StripeyBear · 09/02/2013 15:06

I did it for 3 years - motherhood and a (part-time, but) demanding job... when you were always running from pillar to post, and buying take-away pizza, and feeling guilty because your child was crying when you left, and always being tired and hassled and answering your blackberry on your days "off" and being f**ked off because your job wasn't half as interesting as the work you used to get when you were childless and in the office full-time-plus....

Almost 2 years of being a SAHM later, my working-mother-friends come round for coffee on their day off and moan about all of the above.. It sounds familiar, but now even their moaning exhausts me. I'm more in a swapping recipes for lemon-drizzle-cake and making my own pizza dough sort of head space. These days I just potter around - my whole life has slowed down.....

Don't get me wrong - I realise I'm fortunate that we can manage without the wage (and not everyone can), but I find I am barely worse off (once the childcare is taken into account, and it is so much easier to spend money wisely, now that I don't have to buy crappy pizza because I am too exhausted to cook or book my holiday at the last minute because I wasn't organised earlier).
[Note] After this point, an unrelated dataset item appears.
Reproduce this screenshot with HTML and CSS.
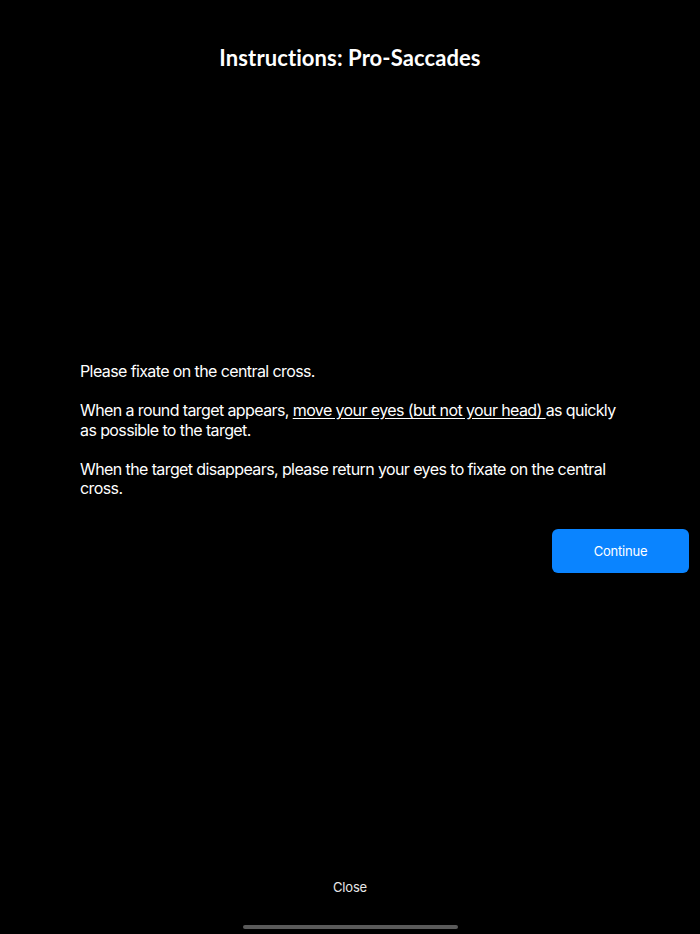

And life feels so much better now that I'm not always exhausted... and I actually have time to do interesting stuff like read (grown-up) books... and there is no stress around childcare and the like....

So when my friends come round and moan about their blackberries ringing and being side-lined for promotions and feeling stressed about organising a child's birthday party when they have no time to really do it and so on.... instead of feeling oodles of sympathy... all I can think is... WHY? WHY? Why are you doing it then?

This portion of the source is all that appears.